§ WRITTEN EXERCISE
Find every line in the records below that holds the word "Output" and copy it.

Stored records:
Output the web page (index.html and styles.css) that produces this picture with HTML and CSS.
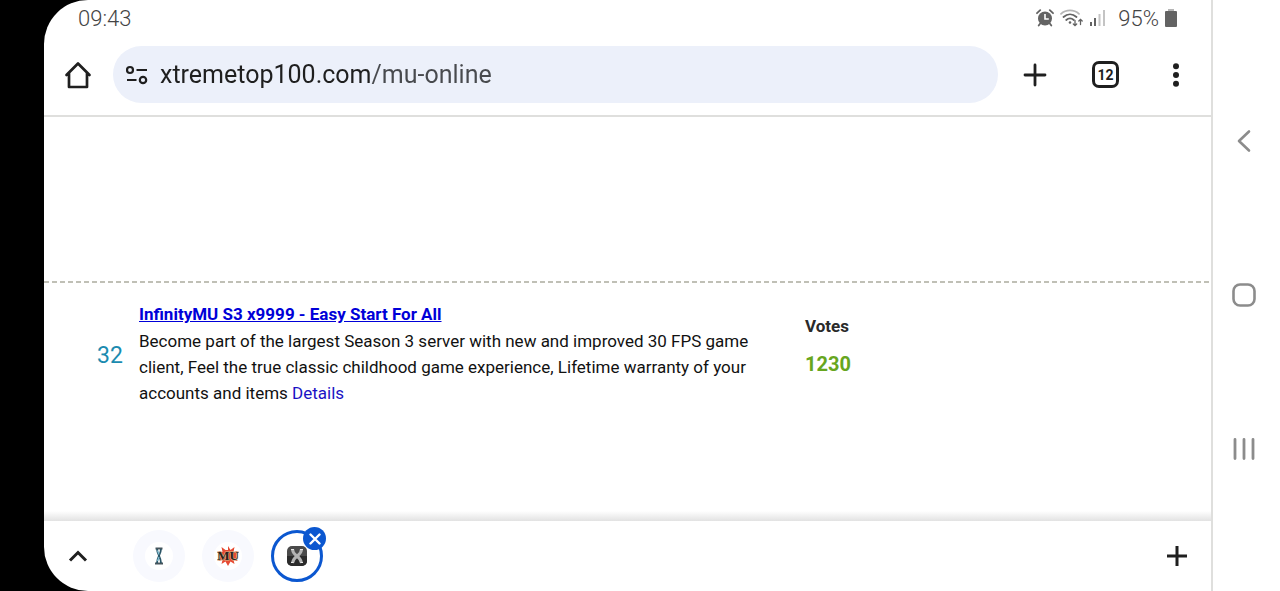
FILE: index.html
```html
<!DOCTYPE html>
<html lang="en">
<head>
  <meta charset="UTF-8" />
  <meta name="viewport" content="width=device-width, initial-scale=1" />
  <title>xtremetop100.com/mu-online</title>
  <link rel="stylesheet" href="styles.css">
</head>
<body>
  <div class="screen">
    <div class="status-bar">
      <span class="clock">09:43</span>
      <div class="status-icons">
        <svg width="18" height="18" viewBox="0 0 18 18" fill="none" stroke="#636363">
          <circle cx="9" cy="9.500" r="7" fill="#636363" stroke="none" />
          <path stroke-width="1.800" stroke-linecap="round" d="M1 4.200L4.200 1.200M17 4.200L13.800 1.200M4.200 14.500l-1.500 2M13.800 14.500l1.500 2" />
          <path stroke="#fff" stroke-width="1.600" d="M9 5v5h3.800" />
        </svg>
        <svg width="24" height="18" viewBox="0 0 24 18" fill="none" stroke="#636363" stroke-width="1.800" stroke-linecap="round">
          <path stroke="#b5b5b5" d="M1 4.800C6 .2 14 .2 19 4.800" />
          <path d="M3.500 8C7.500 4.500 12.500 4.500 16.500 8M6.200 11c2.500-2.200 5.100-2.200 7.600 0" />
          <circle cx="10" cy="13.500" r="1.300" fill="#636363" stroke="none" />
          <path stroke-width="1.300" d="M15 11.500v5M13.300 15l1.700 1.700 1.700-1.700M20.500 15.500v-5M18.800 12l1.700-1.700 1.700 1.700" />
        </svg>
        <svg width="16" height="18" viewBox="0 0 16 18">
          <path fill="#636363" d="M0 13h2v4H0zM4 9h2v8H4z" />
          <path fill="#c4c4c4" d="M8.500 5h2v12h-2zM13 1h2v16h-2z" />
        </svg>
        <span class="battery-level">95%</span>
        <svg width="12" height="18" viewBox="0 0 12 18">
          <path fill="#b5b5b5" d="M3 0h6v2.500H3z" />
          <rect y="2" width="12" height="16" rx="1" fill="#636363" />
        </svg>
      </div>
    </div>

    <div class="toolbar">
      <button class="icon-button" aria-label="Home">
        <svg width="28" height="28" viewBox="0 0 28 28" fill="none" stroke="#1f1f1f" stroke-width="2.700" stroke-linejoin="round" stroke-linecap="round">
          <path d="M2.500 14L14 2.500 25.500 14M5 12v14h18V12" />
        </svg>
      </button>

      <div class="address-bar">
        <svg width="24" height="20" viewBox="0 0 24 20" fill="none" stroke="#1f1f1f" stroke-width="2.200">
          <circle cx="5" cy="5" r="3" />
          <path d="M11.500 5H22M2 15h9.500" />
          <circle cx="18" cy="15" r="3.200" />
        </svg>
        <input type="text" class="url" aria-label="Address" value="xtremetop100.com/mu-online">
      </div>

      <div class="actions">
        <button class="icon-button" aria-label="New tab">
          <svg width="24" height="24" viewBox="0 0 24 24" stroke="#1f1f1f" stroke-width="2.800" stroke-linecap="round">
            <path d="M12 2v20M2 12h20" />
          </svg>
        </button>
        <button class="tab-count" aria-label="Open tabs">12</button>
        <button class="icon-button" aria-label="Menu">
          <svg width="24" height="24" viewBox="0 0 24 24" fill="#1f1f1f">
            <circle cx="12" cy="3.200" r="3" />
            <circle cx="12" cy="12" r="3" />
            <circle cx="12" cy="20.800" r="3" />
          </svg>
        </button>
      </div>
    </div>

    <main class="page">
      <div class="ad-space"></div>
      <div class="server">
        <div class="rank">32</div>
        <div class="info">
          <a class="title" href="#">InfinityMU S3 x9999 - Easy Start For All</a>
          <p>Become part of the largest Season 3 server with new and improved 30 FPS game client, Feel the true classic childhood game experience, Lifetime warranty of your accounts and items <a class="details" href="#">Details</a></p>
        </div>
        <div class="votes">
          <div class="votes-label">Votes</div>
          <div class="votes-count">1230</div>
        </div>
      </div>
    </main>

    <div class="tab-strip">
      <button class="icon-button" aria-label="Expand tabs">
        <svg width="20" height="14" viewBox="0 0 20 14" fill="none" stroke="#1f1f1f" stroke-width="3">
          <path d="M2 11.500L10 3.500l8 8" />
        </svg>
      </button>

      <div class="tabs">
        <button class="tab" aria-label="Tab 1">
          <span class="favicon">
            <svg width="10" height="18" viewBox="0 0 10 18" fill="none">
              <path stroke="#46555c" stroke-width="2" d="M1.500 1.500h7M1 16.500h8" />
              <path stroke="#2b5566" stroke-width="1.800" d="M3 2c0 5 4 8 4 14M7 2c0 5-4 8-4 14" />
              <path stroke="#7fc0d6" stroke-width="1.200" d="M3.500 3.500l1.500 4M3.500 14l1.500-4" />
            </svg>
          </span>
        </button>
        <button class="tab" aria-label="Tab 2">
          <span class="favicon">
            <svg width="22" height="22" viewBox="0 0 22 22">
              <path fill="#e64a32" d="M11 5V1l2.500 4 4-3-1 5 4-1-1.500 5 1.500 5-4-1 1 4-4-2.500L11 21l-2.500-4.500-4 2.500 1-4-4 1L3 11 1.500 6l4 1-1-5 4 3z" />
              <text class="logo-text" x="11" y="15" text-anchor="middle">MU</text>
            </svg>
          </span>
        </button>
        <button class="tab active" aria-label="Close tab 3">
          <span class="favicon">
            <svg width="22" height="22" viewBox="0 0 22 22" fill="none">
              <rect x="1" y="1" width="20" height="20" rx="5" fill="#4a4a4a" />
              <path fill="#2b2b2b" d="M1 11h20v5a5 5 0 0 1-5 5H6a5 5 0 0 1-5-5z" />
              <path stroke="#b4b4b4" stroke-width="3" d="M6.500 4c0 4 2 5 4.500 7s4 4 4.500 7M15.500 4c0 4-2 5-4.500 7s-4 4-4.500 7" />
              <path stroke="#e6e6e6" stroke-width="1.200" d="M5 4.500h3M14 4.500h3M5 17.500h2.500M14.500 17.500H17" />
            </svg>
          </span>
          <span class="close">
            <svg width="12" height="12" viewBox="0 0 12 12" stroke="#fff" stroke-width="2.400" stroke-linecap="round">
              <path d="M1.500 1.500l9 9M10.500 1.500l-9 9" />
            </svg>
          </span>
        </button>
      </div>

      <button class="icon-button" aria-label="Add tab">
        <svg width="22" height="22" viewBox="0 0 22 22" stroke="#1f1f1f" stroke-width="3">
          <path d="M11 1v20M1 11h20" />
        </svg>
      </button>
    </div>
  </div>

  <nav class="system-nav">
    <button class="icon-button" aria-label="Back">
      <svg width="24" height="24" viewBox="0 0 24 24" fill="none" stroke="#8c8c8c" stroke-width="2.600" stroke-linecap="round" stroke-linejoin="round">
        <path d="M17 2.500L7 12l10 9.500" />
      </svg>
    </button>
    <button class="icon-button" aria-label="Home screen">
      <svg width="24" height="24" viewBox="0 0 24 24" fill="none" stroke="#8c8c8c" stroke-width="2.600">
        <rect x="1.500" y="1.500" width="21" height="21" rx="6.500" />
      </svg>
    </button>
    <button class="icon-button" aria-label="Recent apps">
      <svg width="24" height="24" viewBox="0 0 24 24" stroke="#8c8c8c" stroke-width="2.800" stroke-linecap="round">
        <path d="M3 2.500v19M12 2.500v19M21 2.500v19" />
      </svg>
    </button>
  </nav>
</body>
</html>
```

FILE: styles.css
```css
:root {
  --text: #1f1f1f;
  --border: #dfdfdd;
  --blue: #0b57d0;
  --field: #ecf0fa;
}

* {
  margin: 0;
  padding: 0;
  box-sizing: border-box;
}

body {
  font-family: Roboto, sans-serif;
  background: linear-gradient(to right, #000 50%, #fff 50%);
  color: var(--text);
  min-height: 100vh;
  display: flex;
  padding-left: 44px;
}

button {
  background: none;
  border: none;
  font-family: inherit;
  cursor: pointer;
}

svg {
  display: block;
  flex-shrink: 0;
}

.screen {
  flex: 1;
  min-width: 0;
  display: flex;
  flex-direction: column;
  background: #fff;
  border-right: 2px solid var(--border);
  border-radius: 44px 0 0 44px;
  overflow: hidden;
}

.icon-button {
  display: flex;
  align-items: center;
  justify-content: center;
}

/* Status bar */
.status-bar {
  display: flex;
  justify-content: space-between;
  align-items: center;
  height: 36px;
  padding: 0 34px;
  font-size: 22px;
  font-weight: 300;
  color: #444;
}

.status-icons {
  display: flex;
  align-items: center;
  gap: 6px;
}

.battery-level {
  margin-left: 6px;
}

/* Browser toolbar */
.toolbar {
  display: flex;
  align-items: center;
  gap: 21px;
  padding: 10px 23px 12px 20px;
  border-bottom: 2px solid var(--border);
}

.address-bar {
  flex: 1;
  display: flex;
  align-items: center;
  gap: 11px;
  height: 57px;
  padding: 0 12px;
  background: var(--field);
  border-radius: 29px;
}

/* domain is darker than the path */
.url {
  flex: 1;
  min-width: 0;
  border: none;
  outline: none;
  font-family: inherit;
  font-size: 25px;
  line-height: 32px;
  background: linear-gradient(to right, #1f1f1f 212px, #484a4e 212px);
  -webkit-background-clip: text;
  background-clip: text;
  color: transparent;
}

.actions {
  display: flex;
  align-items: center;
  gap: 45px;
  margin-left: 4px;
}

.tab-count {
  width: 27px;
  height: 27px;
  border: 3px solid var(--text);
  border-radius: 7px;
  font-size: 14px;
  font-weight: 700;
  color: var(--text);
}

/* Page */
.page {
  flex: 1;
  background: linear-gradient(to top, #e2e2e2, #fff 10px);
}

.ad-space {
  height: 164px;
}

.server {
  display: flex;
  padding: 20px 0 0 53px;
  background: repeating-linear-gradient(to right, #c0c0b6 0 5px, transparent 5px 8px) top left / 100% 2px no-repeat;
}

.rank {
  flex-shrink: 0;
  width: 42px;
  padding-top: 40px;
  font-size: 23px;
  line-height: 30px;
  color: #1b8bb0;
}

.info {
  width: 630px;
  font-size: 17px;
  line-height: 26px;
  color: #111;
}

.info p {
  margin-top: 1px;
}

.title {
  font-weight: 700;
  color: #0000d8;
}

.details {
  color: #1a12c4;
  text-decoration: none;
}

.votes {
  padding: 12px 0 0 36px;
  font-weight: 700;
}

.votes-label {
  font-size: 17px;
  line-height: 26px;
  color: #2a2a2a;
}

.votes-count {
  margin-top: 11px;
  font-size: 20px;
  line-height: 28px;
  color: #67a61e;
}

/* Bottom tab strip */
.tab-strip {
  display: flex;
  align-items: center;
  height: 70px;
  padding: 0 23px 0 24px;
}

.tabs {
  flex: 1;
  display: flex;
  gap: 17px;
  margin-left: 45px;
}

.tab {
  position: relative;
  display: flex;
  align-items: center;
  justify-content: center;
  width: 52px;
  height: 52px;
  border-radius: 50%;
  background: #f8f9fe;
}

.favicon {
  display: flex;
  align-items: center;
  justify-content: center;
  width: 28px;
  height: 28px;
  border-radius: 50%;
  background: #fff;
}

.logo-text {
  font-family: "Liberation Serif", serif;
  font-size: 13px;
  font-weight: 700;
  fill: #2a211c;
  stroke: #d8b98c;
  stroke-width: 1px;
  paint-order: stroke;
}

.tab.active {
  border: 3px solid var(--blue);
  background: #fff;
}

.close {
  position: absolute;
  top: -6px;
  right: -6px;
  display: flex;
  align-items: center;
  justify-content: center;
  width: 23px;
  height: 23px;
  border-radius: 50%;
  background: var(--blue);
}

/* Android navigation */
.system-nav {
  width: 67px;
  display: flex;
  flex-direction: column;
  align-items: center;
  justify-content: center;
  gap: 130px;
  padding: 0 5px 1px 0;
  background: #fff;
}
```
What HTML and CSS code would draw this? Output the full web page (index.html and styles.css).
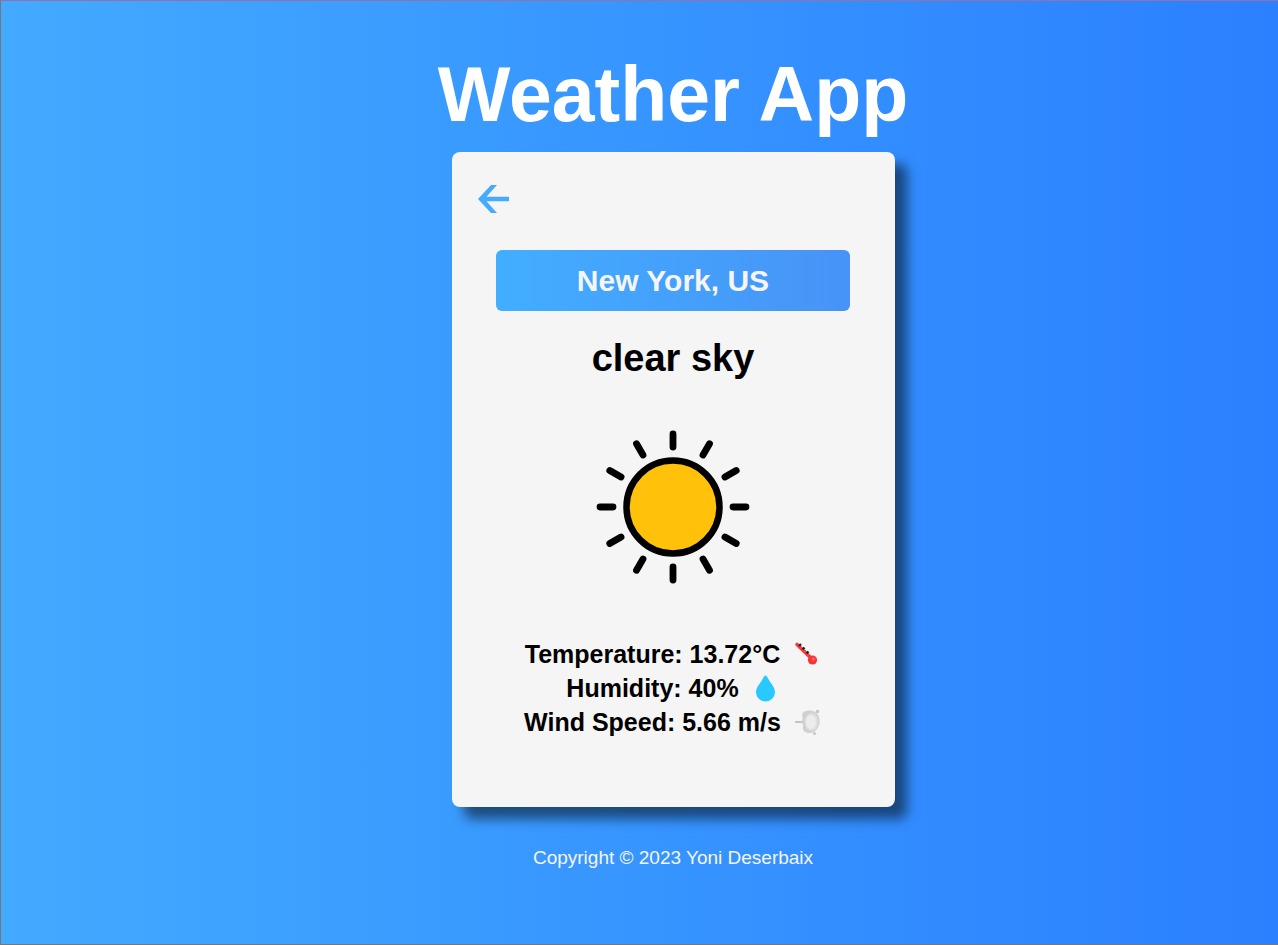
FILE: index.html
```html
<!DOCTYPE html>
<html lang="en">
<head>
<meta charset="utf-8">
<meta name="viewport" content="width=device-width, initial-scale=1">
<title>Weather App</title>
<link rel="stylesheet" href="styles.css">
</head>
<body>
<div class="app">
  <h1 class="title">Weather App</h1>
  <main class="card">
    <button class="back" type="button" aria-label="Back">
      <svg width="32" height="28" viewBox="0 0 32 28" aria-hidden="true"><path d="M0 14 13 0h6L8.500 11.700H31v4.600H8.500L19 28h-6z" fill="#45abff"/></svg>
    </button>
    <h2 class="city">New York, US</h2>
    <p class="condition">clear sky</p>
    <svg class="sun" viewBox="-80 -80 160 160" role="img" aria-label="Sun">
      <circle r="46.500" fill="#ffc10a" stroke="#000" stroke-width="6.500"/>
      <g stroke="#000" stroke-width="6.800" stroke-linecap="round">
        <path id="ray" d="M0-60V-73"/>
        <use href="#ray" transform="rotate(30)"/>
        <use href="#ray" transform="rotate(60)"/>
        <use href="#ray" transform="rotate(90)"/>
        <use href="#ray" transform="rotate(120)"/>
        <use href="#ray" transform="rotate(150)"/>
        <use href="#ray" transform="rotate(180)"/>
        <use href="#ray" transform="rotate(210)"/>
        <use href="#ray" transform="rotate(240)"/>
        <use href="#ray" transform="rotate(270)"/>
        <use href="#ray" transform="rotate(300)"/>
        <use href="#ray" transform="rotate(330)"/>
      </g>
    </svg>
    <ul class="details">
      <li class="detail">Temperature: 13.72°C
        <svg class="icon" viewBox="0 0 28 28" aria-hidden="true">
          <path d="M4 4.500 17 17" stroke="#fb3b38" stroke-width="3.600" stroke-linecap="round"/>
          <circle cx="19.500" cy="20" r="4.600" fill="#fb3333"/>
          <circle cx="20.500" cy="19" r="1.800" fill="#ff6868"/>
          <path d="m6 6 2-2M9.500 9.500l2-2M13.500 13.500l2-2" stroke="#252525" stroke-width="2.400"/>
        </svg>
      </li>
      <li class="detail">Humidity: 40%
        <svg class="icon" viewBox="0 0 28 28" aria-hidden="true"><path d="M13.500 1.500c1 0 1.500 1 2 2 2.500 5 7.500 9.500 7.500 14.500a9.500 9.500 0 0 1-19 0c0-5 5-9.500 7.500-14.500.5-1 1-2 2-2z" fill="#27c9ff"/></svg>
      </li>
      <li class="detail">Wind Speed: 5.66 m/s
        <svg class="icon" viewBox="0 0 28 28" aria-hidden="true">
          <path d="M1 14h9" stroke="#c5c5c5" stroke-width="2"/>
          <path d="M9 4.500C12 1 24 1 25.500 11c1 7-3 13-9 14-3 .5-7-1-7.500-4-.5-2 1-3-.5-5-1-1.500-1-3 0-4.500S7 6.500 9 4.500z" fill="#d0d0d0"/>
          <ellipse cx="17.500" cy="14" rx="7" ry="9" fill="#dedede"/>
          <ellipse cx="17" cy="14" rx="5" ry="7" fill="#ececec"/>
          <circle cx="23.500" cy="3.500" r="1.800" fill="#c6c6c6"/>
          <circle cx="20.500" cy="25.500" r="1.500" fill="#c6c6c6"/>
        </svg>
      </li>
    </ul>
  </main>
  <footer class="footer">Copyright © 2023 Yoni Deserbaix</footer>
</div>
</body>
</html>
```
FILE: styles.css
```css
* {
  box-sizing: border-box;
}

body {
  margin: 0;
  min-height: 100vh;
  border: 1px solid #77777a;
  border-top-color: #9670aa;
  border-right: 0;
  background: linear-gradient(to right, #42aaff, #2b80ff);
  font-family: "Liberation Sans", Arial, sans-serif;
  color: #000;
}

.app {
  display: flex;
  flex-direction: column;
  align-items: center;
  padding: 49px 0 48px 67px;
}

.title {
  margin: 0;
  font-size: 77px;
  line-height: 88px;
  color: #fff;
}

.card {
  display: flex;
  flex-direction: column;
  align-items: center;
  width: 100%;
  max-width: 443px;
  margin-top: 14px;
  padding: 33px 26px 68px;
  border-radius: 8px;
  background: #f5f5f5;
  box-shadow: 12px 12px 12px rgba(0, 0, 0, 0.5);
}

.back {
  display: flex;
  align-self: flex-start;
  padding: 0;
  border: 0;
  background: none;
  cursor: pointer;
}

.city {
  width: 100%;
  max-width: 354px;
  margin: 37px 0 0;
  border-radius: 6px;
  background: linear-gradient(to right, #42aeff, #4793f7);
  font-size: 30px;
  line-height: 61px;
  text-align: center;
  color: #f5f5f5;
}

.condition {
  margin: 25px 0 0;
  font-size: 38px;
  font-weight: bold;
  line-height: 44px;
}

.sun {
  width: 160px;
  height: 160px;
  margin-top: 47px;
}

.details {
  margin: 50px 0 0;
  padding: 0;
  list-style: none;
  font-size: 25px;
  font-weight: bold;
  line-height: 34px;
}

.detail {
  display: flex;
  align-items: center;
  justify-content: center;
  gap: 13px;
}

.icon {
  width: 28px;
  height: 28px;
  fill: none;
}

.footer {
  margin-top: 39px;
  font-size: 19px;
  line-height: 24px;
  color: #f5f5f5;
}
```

§ RESULT OF THE EXERCISE
Output the web page (index.html and styles.css) that produces this picture with HTML and CSS.
What HTML and CSS code would draw this? Output the full web page (index.html and styles.css).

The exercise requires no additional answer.